Output an exact reproduction of the data.

* start Source material *

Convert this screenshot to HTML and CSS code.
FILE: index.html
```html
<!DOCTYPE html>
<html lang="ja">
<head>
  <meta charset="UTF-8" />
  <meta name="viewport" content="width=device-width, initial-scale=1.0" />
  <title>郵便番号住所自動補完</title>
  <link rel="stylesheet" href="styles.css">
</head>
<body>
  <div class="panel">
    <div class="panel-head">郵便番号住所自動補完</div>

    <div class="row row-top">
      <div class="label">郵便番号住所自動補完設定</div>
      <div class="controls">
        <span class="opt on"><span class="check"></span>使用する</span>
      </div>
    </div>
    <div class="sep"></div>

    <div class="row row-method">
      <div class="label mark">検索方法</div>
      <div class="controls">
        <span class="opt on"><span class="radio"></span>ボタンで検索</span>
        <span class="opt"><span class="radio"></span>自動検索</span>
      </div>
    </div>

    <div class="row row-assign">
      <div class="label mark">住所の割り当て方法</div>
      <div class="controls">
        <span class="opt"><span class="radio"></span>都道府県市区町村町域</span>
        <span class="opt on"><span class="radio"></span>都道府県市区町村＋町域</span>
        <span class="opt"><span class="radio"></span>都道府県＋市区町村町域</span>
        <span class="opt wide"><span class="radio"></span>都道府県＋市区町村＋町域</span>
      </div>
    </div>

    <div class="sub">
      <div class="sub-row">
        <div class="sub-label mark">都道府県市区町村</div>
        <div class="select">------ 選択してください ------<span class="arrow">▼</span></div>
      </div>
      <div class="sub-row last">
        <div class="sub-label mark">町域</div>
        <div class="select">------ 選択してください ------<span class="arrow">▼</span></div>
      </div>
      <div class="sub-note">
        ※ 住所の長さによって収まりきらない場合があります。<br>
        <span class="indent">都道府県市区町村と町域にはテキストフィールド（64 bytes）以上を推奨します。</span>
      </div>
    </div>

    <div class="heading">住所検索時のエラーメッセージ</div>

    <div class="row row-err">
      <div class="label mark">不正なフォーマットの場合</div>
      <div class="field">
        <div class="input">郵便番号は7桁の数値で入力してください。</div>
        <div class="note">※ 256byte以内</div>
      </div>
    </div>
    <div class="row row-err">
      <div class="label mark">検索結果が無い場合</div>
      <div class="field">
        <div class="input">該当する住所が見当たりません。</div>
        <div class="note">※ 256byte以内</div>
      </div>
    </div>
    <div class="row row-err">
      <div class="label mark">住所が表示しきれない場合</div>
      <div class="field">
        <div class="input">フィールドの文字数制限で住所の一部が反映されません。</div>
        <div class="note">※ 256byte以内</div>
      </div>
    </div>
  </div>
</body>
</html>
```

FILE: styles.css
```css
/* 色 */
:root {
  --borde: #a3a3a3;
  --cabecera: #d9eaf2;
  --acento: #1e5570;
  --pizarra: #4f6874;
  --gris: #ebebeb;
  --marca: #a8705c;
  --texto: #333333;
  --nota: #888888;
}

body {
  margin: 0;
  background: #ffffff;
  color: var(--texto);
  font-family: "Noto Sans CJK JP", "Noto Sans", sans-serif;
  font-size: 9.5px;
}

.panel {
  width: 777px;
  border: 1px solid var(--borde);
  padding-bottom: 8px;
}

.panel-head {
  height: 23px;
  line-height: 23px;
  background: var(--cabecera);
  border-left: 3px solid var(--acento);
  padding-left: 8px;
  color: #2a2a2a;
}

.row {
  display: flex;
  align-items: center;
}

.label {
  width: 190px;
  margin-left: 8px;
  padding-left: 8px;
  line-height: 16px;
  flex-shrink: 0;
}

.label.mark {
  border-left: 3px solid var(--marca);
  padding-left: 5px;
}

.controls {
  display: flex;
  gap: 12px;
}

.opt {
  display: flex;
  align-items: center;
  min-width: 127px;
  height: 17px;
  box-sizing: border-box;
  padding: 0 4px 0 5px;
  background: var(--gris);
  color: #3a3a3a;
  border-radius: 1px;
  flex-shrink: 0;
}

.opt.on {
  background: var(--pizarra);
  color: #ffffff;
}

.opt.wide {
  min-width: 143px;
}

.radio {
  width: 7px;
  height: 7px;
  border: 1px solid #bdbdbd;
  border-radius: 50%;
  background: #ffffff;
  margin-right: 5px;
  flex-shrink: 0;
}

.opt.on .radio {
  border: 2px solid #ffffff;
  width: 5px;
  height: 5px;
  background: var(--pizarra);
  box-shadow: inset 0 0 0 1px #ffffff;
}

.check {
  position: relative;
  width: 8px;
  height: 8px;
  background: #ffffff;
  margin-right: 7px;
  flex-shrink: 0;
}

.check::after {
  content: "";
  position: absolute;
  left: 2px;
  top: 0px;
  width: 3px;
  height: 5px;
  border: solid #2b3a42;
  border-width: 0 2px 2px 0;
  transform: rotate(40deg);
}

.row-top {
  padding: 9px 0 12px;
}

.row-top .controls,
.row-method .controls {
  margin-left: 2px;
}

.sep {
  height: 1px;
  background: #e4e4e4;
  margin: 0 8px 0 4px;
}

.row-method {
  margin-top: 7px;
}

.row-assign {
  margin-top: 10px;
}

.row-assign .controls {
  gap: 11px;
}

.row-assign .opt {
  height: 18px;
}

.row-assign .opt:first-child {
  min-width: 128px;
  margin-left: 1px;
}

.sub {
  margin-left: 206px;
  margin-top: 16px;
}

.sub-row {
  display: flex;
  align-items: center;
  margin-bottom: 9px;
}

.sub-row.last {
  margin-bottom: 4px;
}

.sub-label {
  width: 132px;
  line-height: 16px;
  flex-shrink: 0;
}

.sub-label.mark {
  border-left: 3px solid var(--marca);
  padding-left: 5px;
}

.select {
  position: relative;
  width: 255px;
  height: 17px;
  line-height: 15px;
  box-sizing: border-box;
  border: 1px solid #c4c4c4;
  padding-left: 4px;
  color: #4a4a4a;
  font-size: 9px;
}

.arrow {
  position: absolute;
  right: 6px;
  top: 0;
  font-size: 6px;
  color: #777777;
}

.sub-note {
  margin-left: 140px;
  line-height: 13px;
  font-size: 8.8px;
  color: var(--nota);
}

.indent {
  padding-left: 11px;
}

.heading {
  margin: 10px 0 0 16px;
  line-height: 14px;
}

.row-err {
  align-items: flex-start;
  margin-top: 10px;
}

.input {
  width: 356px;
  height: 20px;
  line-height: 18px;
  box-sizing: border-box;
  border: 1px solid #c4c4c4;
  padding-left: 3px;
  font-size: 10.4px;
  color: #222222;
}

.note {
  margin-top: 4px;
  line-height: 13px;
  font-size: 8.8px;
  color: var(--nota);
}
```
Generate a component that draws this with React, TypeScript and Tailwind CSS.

* end Source material *

_Exercise answer_:
Convert this screenshot to HTML and CSS code.
FILE: index.html
```html
<!DOCTYPE html>
<html lang="ja">
<head>
  <meta charset="UTF-8" />
  <meta name="viewport" content="width=device-width, initial-scale=1.0" />
  <title>郵便番号住所自動補完</title>
  <link rel="stylesheet" href="styles.css">
</head>
<body>
  <div class="panel">
    <div class="panel-head">郵便番号住所自動補完</div>

    <div class="row row-top">
      <div class="label">郵便番号住所自動補完設定</div>
      <div class="controls">
        <span class="opt on"><span class="check"></span>使用する</span>
      </div>
    </div>
    <div class="sep"></div>

    <div class="row row-method">
      <div class="label mark">検索方法</div>
      <div class="controls">
        <span class="opt on"><span class="radio"></span>ボタンで検索</span>
        <span class="opt"><span class="radio"></span>自動検索</span>
      </div>
    </div>

    <div class="row row-assign">
      <div class="label mark">住所の割り当て方法</div>
      <div class="controls">
        <span class="opt"><span class="radio"></span>都道府県市区町村町域</span>
        <span class="opt on"><span class="radio"></span>都道府県市区町村＋町域</span>
        <span class="opt"><span class="radio"></span>都道府県＋市区町村町域</span>
        <span class="opt wide"><span class="radio"></span>都道府県＋市区町村＋町域</span>
      </div>
    </div>

    <div class="sub">
      <div class="sub-row">
        <div class="sub-label mark">都道府県市区町村</div>
        <div class="select">------ 選択してください ------<span class="arrow">▼</span></div>
      </div>
      <div class="sub-row last">
        <div class="sub-label mark">町域</div>
        <div class="select">------ 選択してください ------<span class="arrow">▼</span></div>
      </div>
      <div class="sub-note">
        ※ 住所の長さによって収まりきらない場合があります。<br>
        <span class="indent">都道府県市区町村と町域にはテキストフィールド（64 bytes）以上を推奨します。</span>
      </div>
    </div>

    <div class="heading">住所検索時のエラーメッセージ</div>

    <div class="row row-err">
      <div class="label mark">不正なフォーマットの場合</div>
      <div class="field">
        <div class="input">郵便番号は7桁の数値で入力してください。</div>
        <div class="note">※ 256byte以内</div>
      </div>
    </div>
    <div class="row row-err">
      <div class="label mark">検索結果が無い場合</div>
      <div class="field">
        <div class="input">該当する住所が見当たりません。</div>
        <div class="note">※ 256byte以内</div>
      </div>
    </div>
    <div class="row row-err">
      <div class="label mark">住所が表示しきれない場合</div>
      <div class="field">
        <div class="input">フィールドの文字数制限で住所の一部が反映されません。</div>
        <div class="note">※ 256byte以内</div>
      </div>
    </div>
  </div>
</body>
</html>
```

FILE: styles.css
```css
/* 色 */
:root {
  --borde: #a3a3a3;
  --cabecera: #d9eaf2;
  --acento: #1e5570;
  --pizarra: #4f6874;
  --gris: #ebebeb;
  --marca: #a8705c;
  --texto: #333333;
  --nota: #888888;
}

body {
  margin: 0;
  background: #ffffff;
  color: var(--texto);
  font-family: "Noto Sans CJK JP", "Noto Sans", sans-serif;
  font-size: 9.5px;
}

.panel {
  width: 777px;
  border: 1px solid var(--borde);
  padding-bottom: 8px;
}

.panel-head {
  height: 23px;
  line-height: 23px;
  background: var(--cabecera);
  border-left: 3px solid var(--acento);
  padding-left: 8px;
  color: #2a2a2a;
}

.row {
  display: flex;
  align-items: center;
}

.label {
  width: 190px;
  margin-left: 8px;
  padding-left: 8px;
  line-height: 16px;
  flex-shrink: 0;
}

.label.mark {
  border-left: 3px solid var(--marca);
  padding-left: 5px;
}

.controls {
  display: flex;
  gap: 12px;
}

.opt {
  display: flex;
  align-items: center;
  min-width: 127px;
  height: 17px;
  box-sizing: border-box;
  padding: 0 4px 0 5px;
  background: var(--gris);
  color: #3a3a3a;
  border-radius: 1px;
  flex-shrink: 0;
}

.opt.on {
  background: var(--pizarra);
  color: #ffffff;
}

.opt.wide {
  min-width: 143px;
}

.radio {
  width: 7px;
  height: 7px;
  border: 1px solid #bdbdbd;
  border-radius: 50%;
  background: #ffffff;
  margin-right: 5px;
  flex-shrink: 0;
}

.opt.on .radio {
  border: 2px solid #ffffff;
  width: 5px;
  height: 5px;
  background: var(--pizarra);
  box-shadow: inset 0 0 0 1px #ffffff;
}

.check {
  position: relative;
  width: 8px;
  height: 8px;
  background: #ffffff;
  margin-right: 7px;
  flex-shrink: 0;
}

.check::after {
  content: "";
  position: absolute;
  left: 2px;
  top: 0px;
  width: 3px;
  height: 5px;
  border: solid #2b3a42;
  border-width: 0 2px 2px 0;
  transform: rotate(40deg);
}

.row-top {
  padding: 9px 0 12px;
}

.row-top .controls,
.row-method .controls {
  margin-left: 2px;
}

.sep {
  height: 1px;
  background: #e4e4e4;
  margin: 0 8px 0 4px;
}

.row-method {
  margin-top: 7px;
}

.row-assign {
  margin-top: 10px;
}

.row-assign .controls {
  gap: 11px;
}

.row-assign .opt {
  height: 18px;
}

.row-assign .opt:first-child {
  min-width: 128px;
  margin-left: 1px;
}

.sub {
  margin-left: 206px;
  margin-top: 16px;
}

.sub-row {
  display: flex;
  align-items: center;
  margin-bottom: 9px;
}

.sub-row.last {
  margin-bottom: 4px;
}

.sub-label {
  width: 132px;
  line-height: 16px;
  flex-shrink: 0;
}

.sub-label.mark {
  border-left: 3px solid var(--marca);
  padding-left: 5px;
}

.select {
  position: relative;
  width: 255px;
  height: 17px;
  line-height: 15px;
  box-sizing: border-box;
  border: 1px solid #c4c4c4;
  padding-left: 4px;
  color: #4a4a4a;
  font-size: 9px;
}

.arrow {
  position: absolute;
  right: 6px;
  top: 0;
  font-size: 6px;
  color: #777777;
}

.sub-note {
  margin-left: 140px;
  line-height: 13px;
  font-size: 8.8px;
  color: var(--nota);
}

.indent {
  padding-left: 11px;
}

.heading {
  margin: 10px 0 0 16px;
  line-height: 14px;
}

.row-err {
  align-items: flex-start;
  margin-top: 10px;
}

.input {
  width: 356px;
  height: 20px;
  line-height: 18px;
  box-sizing: border-box;
  border: 1px solid #c4c4c4;
  padding-left: 3px;
  font-size: 10.4px;
  color: #222222;
}

.note {
  margin-top: 4px;
  line-height: 13px;
  font-size: 8.8px;
  color: var(--nota);
}
```
Generate a component that draws this with React, TypeScript and Tailwind CSS.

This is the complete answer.